● Given problem: Render the material again word for word, skipping the pictures in it.

● Source data:
= = = = =

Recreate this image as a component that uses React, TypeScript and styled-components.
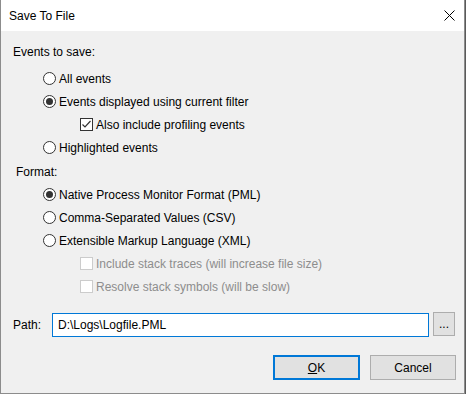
import React from "react";
import styled, { createGlobalStyle } from "styled-components";

const FONT = `"Segoe UI", "Liberation Sans", Arial, sans-serif`;

const Global = createGlobalStyle`
  html, body { margin: 0; padding: 0; background: #5a5a5a; }
  body { font-family: ${FONT}; font-size: 12px; color: #000; }
`;

const Window = styled.div`
  width: 465px;
  height: 394px;
  box-sizing: border-box;
  background: #f0f0f0;
  border-left: 1px solid #8c8c8c;
  border-right: 1px solid #8c8c8c;
  border-bottom: 1px solid #8c8c8c;
  display: flex;
  flex-direction: column;
`;

const TitleBar = styled.div`
  height: 31px;
  flex: none;
  background: #fff;
  display: flex;
  align-items: center;
  justify-content: space-between;
  padding: 0 8px 0 8px;
`;

const Title = styled.span`
  font-size: 12px;
  color: #000;
`;

const CloseX = styled.svg`
  width: 11px;
  height: 11px;
  margin-right: 1px;
`;

const Content = styled.div`
  flex: 1;
  display: flex;
  flex-direction: column;
  padding: 13px 8px 0 12px;
`;

const SectionLabel = styled.div<{ $indent?: number; $mt?: number }>`
  height: 16px;
  line-height: 16px;
  padding-left: ${(p) => p.$indent ?? 0}px;
  margin-top: ${(p) => p.$mt ?? 0}px;
`;

const Options = styled.div<{ $mt: number }>`
  display: flex;
  flex-direction: column;
  margin-top: ${(p) => p.$mt}px;
`;

const OptionRow = styled.div<{ $level: number; $disabled?: boolean }>`
  height: 23px;
  display: flex;
  align-items: center;
  gap: 3px;
  padding-left: ${(p) => (p.$level === 0 ? 30 : 67)}px;
  color: ${(p) => (p.$disabled ? "#8d8d8d" : "#000")};
`;

const RadioCircle = styled.span<{ $checked?: boolean }>`
  width: 13px;
  height: 13px;
  box-sizing: border-box;
  border-radius: 50%;
  border: 1px solid #333;
  background: #fff;
  display: flex;
  align-items: center;
  justify-content: center;
  flex: none;
  &::after {
    content: "";
    display: ${(p) => (p.$checked ? "block" : "none")};
    width: 7px;
    height: 7px;
    border-radius: 50%;
    background: #333;
  }
`;

const CheckBox = styled.span<{ $disabled?: boolean }>`
  width: 13px;
  height: 13px;
  box-sizing: border-box;
  border: 1px solid ${(p) => (p.$disabled ? "#cccccc" : "#333")};
  background: #fff;
  display: flex;
  align-items: center;
  justify-content: center;
  flex: none;
`;

const PathRow = styled.div`
  margin-top: 15px;
  display: flex;
  align-items: center;
  height: 24px;
`;

const PathLabel = styled.span`
  width: 39px;
  flex: none;
`;

const PathInput = styled.div`
  width: 377px;
  height: 24px;
  box-sizing: border-box;
  border: 1px solid #0078d7;
  background: #fff;
  display: flex;
  align-items: center;
  padding-left: 5px;
`;

const BrowseButton = styled.div`
  margin-left: 4px;
  width: 22px;
  height: 24px;
  box-sizing: border-box;
  border: 1px solid #adadad;
  background: #e1e1e1;
  display: flex;
  align-items: center;
  justify-content: center;
  margin-top: -2px;
`;

const ButtonRow = styled.div`
  display: flex;
  justify-content: flex-end;
  gap: 10px;
  margin-top: 18px;
  padding-right: 0px;
`;

const Button = styled.div<{ $default?: boolean }>`
  width: ${(p) => (p.$default ? 87 : 86)}px;
  height: 25px;
  box-sizing: border-box;
  border: ${(p) => (p.$default ? "2px solid #0078d7" : "1px solid #adadad")};
  background: #e1e1e1;
  display: flex;
  align-items: center;
  justify-content: center;
`;

const Mnemonic = styled.span`
  text-decoration: underline;
`;

const Check = () => (
  <svg width="11" height="11" viewBox="0 0 11 11">
    <path d="M1.5 5.5 L4 8 L9.5 2" fill="none" stroke="#333" strokeWidth="1.2" />
  </svg>
);

const Radio: React.FC<{ checked?: boolean; label: string }> = ({ checked, label }) => (
  <OptionRow $level={0}>
    <RadioCircle $checked={checked} />
    <span>{label}</span>
  </OptionRow>
);

const Checkbox: React.FC<{ checked?: boolean; disabled?: boolean; label: string }> = ({
  checked,
  disabled,
  label,
}) => (
  <OptionRow $level={1} $disabled={disabled}>
    <CheckBox $disabled={disabled}>{checked && <Check />}</CheckBox>
    <span>{label}</span>
  </OptionRow>
);

export default function App() {
  return (
    <>
      <Global />
      <Window>
        <TitleBar>
          <Title>Save To File</Title>
          <CloseX viewBox="0 0 11 11">
            <path d="M0.5 0.5 L10.5 10.5 M10.5 0.5 L0.5 10.5" stroke="#000" strokeWidth="1" />
          </CloseX>
        </TitleBar>
        <Content>
          <SectionLabel>Events to save:</SectionLabel>
          <Options $mt={7}>
            <Radio label="All events" />
            <Radio checked label="Events displayed using current filter" />
            <Checkbox checked label="Also include profiling events" />
            <Radio label="Highlighted events" />
          </Options>
          <SectionLabel $indent={3} $mt={5}>
            Format:
          </SectionLabel>
          <Options $mt={3}>
            <Radio checked label="Native Process Monitor Format (PML)" />
            <Radio label="Comma-Separated Values (CSV)" />
            <Radio label="Extensible Markup Language (XML)" />
            <Checkbox disabled label="Include stack traces (will increase file size)" />
            <Checkbox disabled label="Resolve stack symbols (will be slow)" />
          </Options>
          <PathRow>
            <PathLabel>Path:</PathLabel>
            <PathInput>D:\Logs\Logfile.PML</PathInput>
            <BrowseButton>...</BrowseButton>
          </PathRow>
          <ButtonRow>
            <Button $default>
              <span>
                <Mnemonic>O</Mnemonic>K
              </span>
            </Button>
            <Button>Cancel</Button>
          </ButtonRow>
        </Content>
      </Window>
    </>
  );
}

= = = = =

● Written answer:
Recreate this image as a component that uses React, TypeScript and styled-components.
import React from "react";
import styled, { createGlobalStyle } from "styled-components";

const FONT = `"Segoe UI", "Liberation Sans", Arial, sans-serif`;

const Global = createGlobalStyle`
  html, body { margin: 0; padding: 0; background: #5a5a5a; }
  body { font-family: ${FONT}; font-size: 12px; color: #000; }
`;

const Window = styled.div`
  width: 465px;
  height: 394px;
  box-sizing: border-box;
  background: #f0f0f0;
  border-left: 1px solid #8c8c8c;
  border-right: 1px solid #8c8c8c;
  border-bottom: 1px solid #8c8c8c;
  display: flex;
  flex-direction: column;
`;

const TitleBar = styled.div`
  height: 31px;
  flex: none;
  background: #fff;
  display: flex;
  align-items: center;
  justify-content: space-between;
  padding: 0 8px 0 8px;
`;

const Title = styled.span`
  font-size: 12px;
  color: #000;
`;

const CloseX = styled.svg`
  width: 11px;
  height: 11px;
  margin-right: 1px;
`;

const Content = styled.div`
  flex: 1;
  display: flex;
  flex-direction: column;
  padding: 13px 8px 0 12px;
`;

const SectionLabel = styled.div<{ $indent?: number; $mt?: number }>`
  height: 16px;
  line-height: 16px;
  padding-left: ${(p) => p.$indent ?? 0}px;
  margin-top: ${(p) => p.$mt ?? 0}px;
`;

const Options = styled.div<{ $mt: number }>`
  display: flex;
  flex-direction: column;
  margin-top: ${(p) => p.$mt}px;
`;

const OptionRow = styled.div<{ $level: number; $disabled?: boolean }>`
  height: 23px;
  display: flex;
  align-items: center;
  gap: 3px;
  padding-left: ${(p) => (p.$level === 0 ? 30 : 67)}px;
  color: ${(p) => (p.$disabled ? "#8d8d8d" : "#000")};
`;

const RadioCircle = styled.span<{ $checked?: boolean }>`
  width: 13px;
  height: 13px;
  box-sizing: border-box;
  border-radius: 50%;
  border: 1px solid #333;
  background: #fff;
  display: flex;
  align-items: center;
  justify-content: center;
  flex: none;
  &::after {
    content: "";
    display: ${(p) => (p.$checked ? "block" : "none")};
    width: 7px;
    height: 7px;
    border-radius: 50%;
    background: #333;
  }
`;

const CheckBox = styled.span<{ $disabled?: boolean }>`
  width: 13px;
  height: 13px;
  box-sizing: border-box;
  border: 1px solid ${(p) => (p.$disabled ? "#cccccc" : "#333")};
  background: #fff;
  display: flex;
  align-items: center;
  justify-content: center;
  flex: none;
`;

const PathRow = styled.div`
  margin-top: 15px;
  display: flex;
  align-items: center;
  height: 24px;
`;

const PathLabel = styled.span`
  width: 39px;
  flex: none;
`;

const PathInput = styled.div`
  width: 377px;
  height: 24px;
  box-sizing: border-box;
  border: 1px solid #0078d7;
  background: #fff;
  display: flex;
  align-items: center;
  padding-left: 5px;
`;

const BrowseButton = styled.div`
  margin-left: 4px;
  width: 22px;
  height: 24px;
  box-sizing: border-box;
  border: 1px solid #adadad;
  background: #e1e1e1;
  display: flex;
  align-items: center;
  justify-content: center;
  margin-top: -2px;
`;

const ButtonRow = styled.div`
  display: flex;
  justify-content: flex-end;
  gap: 10px;
  margin-top: 18px;
  padding-right: 0px;
`;

const Button = styled.div<{ $default?: boolean }>`
  width: ${(p) => (p.$default ? 87 : 86)}px;
  height: 25px;
  box-sizing: border-box;
  border: ${(p) => (p.$default ? "2px solid #0078d7" : "1px solid #adadad")};
  background: #e1e1e1;
  display: flex;
  align-items: center;
  justify-content: center;
`;

const Mnemonic = styled.span`
  text-decoration: underline;
`;

const Check = () => (
  <svg width="11" height="11" viewBox="0 0 11 11">
    <path d="M1.5 5.5 L4 8 L9.5 2" fill="none" stroke="#333" strokeWidth="1.2" />
  </svg>
);

const Radio: React.FC<{ checked?: boolean; label: string }> = ({ checked, label }) => (
  <OptionRow $level={0}>
    <RadioCircle $checked={checked} />
    <span>{label}</span>
  </OptionRow>
);

const Checkbox: React.FC<{ checked?: boolean; disabled?: boolean; label: string }> = ({
  checked,
  disabled,
  label,
}) => (
  <OptionRow $level={1} $disabled={disabled}>
    <CheckBox $disabled={disabled}>{checked && <Check />}</CheckBox>
    <span>{label}</span>
  </OptionRow>
);

export default function App() {
  return (
    <>
      <Global />
      <Window>
        <TitleBar>
          <Title>Save To File</Title>
          <CloseX viewBox="0 0 11 11">
            <path d="M0.5 0.5 L10.5 10.5 M10.5 0.5 L0.5 10.5" stroke="#000" strokeWidth="1" />
          </CloseX>
        </TitleBar>
        <Content>
          <SectionLabel>Events to save:</SectionLabel>
          <Options $mt={7}>
            <Radio label="All events" />
            <Radio checked label="Events displayed using current filter" />
            <Checkbox checked label="Also include profiling events" />
            <Radio label="Highlighted events" />
          </Options>
          <SectionLabel $indent={3} $mt={5}>
            Format:
          </SectionLabel>
          <Options $mt={3}>
            <Radio checked label="Native Process Monitor Format (PML)" />
            <Radio label="Comma-Separated Values (CSV)" />
            <Radio label="Extensible Markup Language (XML)" />
            <Checkbox disabled label="Include stack traces (will increase file size)" />
            <Checkbox disabled label="Resolve stack symbols (will be slow)" />
          </Options>
          <PathRow>
            <PathLabel>Path:</PathLabel>
            <PathInput>D:\Logs\Logfile.PML</PathInput>
            <BrowseButton>...</BrowseButton>
          </PathRow>
          <ButtonRow>
            <Button $default>
              <span>
                <Mnemonic>O</Mnemonic>K
              </span>
            </Button>
            <Button>Cancel</Button>
          </ButtonRow>
        </Content>
      </Window>
    </>
  );
}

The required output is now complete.